= DATASET EXTRACT =
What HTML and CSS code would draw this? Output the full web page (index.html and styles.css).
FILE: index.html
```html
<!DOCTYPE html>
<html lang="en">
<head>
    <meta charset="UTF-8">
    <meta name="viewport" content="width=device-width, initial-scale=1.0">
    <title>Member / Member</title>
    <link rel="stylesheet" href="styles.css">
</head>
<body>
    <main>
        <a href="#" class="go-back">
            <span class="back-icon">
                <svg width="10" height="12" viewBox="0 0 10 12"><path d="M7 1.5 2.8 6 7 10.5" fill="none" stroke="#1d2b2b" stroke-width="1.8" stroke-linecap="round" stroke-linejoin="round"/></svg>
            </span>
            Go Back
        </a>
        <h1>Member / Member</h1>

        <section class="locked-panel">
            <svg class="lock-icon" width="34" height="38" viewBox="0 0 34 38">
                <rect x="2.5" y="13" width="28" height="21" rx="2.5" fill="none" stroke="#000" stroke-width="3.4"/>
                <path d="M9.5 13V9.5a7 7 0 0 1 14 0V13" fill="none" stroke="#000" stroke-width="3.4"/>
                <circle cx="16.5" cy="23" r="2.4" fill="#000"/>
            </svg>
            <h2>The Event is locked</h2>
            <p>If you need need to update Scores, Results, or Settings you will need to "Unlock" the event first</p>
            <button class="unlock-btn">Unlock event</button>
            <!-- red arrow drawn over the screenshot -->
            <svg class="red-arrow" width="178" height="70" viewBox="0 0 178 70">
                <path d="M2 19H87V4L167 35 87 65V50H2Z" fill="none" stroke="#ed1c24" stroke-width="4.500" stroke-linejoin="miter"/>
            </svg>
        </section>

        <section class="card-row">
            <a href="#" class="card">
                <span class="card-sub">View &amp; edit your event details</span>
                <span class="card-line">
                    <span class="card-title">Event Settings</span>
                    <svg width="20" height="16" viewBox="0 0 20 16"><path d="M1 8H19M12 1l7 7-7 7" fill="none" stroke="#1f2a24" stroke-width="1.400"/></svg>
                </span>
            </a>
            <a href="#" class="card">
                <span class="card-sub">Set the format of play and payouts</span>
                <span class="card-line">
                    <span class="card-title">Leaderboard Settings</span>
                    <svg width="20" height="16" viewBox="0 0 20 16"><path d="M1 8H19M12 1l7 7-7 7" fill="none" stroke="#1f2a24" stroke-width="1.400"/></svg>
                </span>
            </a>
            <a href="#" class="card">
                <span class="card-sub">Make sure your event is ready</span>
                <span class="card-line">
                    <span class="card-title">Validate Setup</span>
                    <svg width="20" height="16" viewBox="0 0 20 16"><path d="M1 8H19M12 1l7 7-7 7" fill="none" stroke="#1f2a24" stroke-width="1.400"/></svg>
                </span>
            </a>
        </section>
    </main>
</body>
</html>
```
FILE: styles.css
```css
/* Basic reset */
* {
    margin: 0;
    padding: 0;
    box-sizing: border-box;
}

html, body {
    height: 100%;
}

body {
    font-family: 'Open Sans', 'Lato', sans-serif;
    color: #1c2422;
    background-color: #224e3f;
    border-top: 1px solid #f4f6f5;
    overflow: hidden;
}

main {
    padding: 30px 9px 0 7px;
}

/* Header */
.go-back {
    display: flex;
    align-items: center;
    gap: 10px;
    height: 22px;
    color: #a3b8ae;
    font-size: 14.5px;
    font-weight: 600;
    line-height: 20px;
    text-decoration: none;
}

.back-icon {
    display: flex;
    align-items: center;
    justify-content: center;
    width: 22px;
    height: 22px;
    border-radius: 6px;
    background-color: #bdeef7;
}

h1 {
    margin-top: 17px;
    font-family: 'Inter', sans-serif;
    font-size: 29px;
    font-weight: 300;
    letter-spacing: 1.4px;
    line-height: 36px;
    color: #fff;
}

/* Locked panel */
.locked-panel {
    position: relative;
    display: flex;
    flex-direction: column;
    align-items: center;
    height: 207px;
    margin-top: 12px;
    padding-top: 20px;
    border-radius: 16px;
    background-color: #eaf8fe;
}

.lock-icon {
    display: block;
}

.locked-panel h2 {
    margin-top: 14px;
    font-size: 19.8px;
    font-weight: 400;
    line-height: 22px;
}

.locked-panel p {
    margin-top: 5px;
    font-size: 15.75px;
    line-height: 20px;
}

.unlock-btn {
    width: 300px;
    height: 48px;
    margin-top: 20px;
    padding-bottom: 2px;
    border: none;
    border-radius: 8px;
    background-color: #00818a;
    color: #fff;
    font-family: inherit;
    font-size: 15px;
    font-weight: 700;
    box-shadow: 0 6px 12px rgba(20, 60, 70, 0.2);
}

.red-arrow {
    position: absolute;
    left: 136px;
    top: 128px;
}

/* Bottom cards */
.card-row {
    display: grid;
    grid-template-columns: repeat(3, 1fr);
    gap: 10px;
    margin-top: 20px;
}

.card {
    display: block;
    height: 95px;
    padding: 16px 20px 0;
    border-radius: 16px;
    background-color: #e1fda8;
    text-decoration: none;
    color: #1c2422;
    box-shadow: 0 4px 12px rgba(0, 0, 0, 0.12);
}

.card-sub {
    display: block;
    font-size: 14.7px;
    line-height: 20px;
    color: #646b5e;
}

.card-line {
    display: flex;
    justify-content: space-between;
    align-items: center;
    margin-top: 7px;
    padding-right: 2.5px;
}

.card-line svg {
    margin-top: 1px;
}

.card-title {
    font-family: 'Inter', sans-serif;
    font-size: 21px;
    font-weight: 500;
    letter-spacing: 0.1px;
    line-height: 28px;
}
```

= AIM =
Reproduce the entire listing word for word.

= EXERCISE OUTPUT =
What HTML and CSS code would draw this? Output the full web page (index.html and styles.css).
FILE: index.html
```html
<!DOCTYPE html>
<html lang="en">
<head>
    <meta charset="UTF-8">
    <meta name="viewport" content="width=device-width, initial-scale=1.0">
    <title>Member / Member</title>
    <link rel="stylesheet" href="styles.css">
</head>
<body>
    <main>
        <a href="#" class="go-back">
            <span class="back-icon">
                <svg width="10" height="12" viewBox="0 0 10 12"><path d="M7 1.5 2.8 6 7 10.5" fill="none" stroke="#1d2b2b" stroke-width="1.8" stroke-linecap="round" stroke-linejoin="round"/></svg>
            </span>
            Go Back
        </a>
        <h1>Member / Member</h1>

        <section class="locked-panel">
            <svg class="lock-icon" width="34" height="38" viewBox="0 0 34 38">
                <rect x="2.5" y="13" width="28" height="21" rx="2.5" fill="none" stroke="#000" stroke-width="3.4"/>
                <path d="M9.5 13V9.5a7 7 0 0 1 14 0V13" fill="none" stroke="#000" stroke-width="3.4"/>
                <circle cx="16.5" cy="23" r="2.4" fill="#000"/>
            </svg>
            <h2>The Event is locked</h2>
            <p>If you need need to update Scores, Results, or Settings you will need to "Unlock" the event first</p>
            <button class="unlock-btn">Unlock event</button>
            <!-- red arrow drawn over the screenshot -->
            <svg class="red-arrow" width="178" height="70" viewBox="0 0 178 70">
                <path d="M2 19H87V4L167 35 87 65V50H2Z" fill="none" stroke="#ed1c24" stroke-width="4.500" stroke-linejoin="miter"/>
            </svg>
        </section>

        <section class="card-row">
            <a href="#" class="card">
                <span class="card-sub">View &amp; edit your event details</span>
                <span class="card-line">
                    <span class="card-title">Event Settings</span>
                    <svg width="20" height="16" viewBox="0 0 20 16"><path d="M1 8H19M12 1l7 7-7 7" fill="none" stroke="#1f2a24" stroke-width="1.400"/></svg>
                </span>
            </a>
            <a href="#" class="card">
                <span class="card-sub">Set the format of play and payouts</span>
                <span class="card-line">
                    <span class="card-title">Leaderboard Settings</span>
                    <svg width="20" height="16" viewBox="0 0 20 16"><path d="M1 8H19M12 1l7 7-7 7" fill="none" stroke="#1f2a24" stroke-width="1.400"/></svg>
                </span>
            </a>
            <a href="#" class="card">
                <span class="card-sub">Make sure your event is ready</span>
                <span class="card-line">
                    <span class="card-title">Validate Setup</span>
                    <svg width="20" height="16" viewBox="0 0 20 16"><path d="M1 8H19M12 1l7 7-7 7" fill="none" stroke="#1f2a24" stroke-width="1.400"/></svg>
                </span>
            </a>
        </section>
    </main>
</body>
</html>
```
FILE: styles.css
```css
/* Basic reset */
* {
    margin: 0;
    padding: 0;
    box-sizing: border-box;
}

html, body {
    height: 100%;
}

body {
    font-family: 'Open Sans', 'Lato', sans-serif;
    color: #1c2422;
    background-color: #224e3f;
    border-top: 1px solid #f4f6f5;
    overflow: hidden;
}

main {
    padding: 30px 9px 0 7px;
}

/* Header */
.go-back {
    display: flex;
    align-items: center;
    gap: 10px;
    height: 22px;
    color: #a3b8ae;
    font-size: 14.5px;
    font-weight: 600;
    line-height: 20px;
    text-decoration: none;
}

.back-icon {
    display: flex;
    align-items: center;
    justify-content: center;
    width: 22px;
    height: 22px;
    border-radius: 6px;
    background-color: #bdeef7;
}

h1 {
    margin-top: 17px;
    font-family: 'Inter', sans-serif;
    font-size: 29px;
    font-weight: 300;
    letter-spacing: 1.4px;
    line-height: 36px;
    color: #fff;
}

/* Locked panel */
.locked-panel {
    position: relative;
    display: flex;
    flex-direction: column;
    align-items: center;
    height: 207px;
    margin-top: 12px;
    padding-top: 20px;
    border-radius: 16px;
    background-color: #eaf8fe;
}

.lock-icon {
    display: block;
}

.locked-panel h2 {
    margin-top: 14px;
    font-size: 19.8px;
    font-weight: 400;
    line-height: 22px;
}

.locked-panel p {
    margin-top: 5px;
    font-size: 15.75px;
    line-height: 20px;
}

.unlock-btn {
    width: 300px;
    height: 48px;
    margin-top: 20px;
    padding-bottom: 2px;
    border: none;
    border-radius: 8px;
    background-color: #00818a;
    color: #fff;
    font-family: inherit;
    font-size: 15px;
    font-weight: 700;
    box-shadow: 0 6px 12px rgba(20, 60, 70, 0.2);
}

.red-arrow {
    position: absolute;
    left: 136px;
    top: 128px;
}

/* Bottom cards */
.card-row {
    display: grid;
    grid-template-columns: repeat(3, 1fr);
    gap: 10px;
    margin-top: 20px;
}

.card {
    display: block;
    height: 95px;
    padding: 16px 20px 0;
    border-radius: 16px;
    background-color: #e1fda8;
    text-decoration: none;
    color: #1c2422;
    box-shadow: 0 4px 12px rgba(0, 0, 0, 0.12);
}

.card-sub {
    display: block;
    font-size: 14.7px;
    line-height: 20px;
    color: #646b5e;
}

.card-line {
    display: flex;
    justify-content: space-between;
    align-items: center;
    margin-top: 7px;
    padding-right: 2.5px;
}

.card-line svg {
    margin-top: 1px;
}

.card-title {
    font-family: 'Inter', sans-serif;
    font-size: 21px;
    font-weight: 500;
    letter-spacing: 0.1px;
    line-height: 28px;
}
```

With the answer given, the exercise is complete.